Home

Awesome

MLB-YouTube Dataset

The MLB-YouTube dataset is a new, large-scale dataset consisting of 20 baseball games from the 2017 MLB post-season available on YouTube with over 42 hours of video footage. Our dataset consists of two components: segmented videos for activity recognition and continuous videos for activity classification. Our dataset is quite challenging as it is created from TV broadcast baseball games where multiple different activities share the camera angle.

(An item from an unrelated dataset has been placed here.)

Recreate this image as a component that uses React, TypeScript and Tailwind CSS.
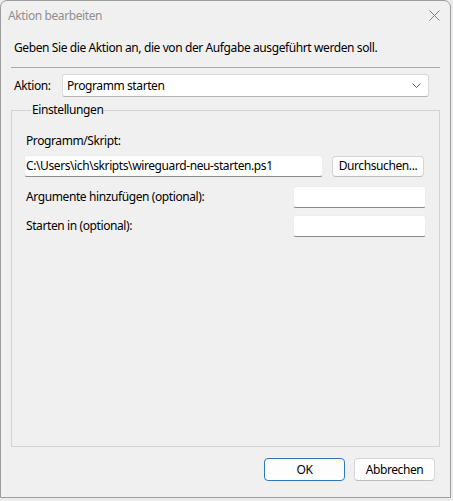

Further, the motion/appearance difference between the various activities is quite small.

Please see our paper for more details on the dataset [arXiv].

If you use our dataset or find the code useful for your research, please cite our paper:

    @inproceedings{mlbyoutube2018,
              title={Fine-grained Activity Recognition in Baseball Videos},
	      booktitle={CVPR Workshop on Computer Vision in Sports},
	      author={AJ Piergiovanni and Michael S. Ryoo},
	      year={2018}
    }

Example Frames from various activities: Examples

NEW! MLB-YouTube Captions

We densely annotated the videos with captions from the commentary given by the announcers, resulting in approximately 50 hours of matching text and video. These captions only roughly describe what is happening in the video, and often contain unrelated stories or commentary on a previous event, making this a challenging task. Examples of the text and video: Examples

For more details see our paper introducing the captions dataset [arXiv].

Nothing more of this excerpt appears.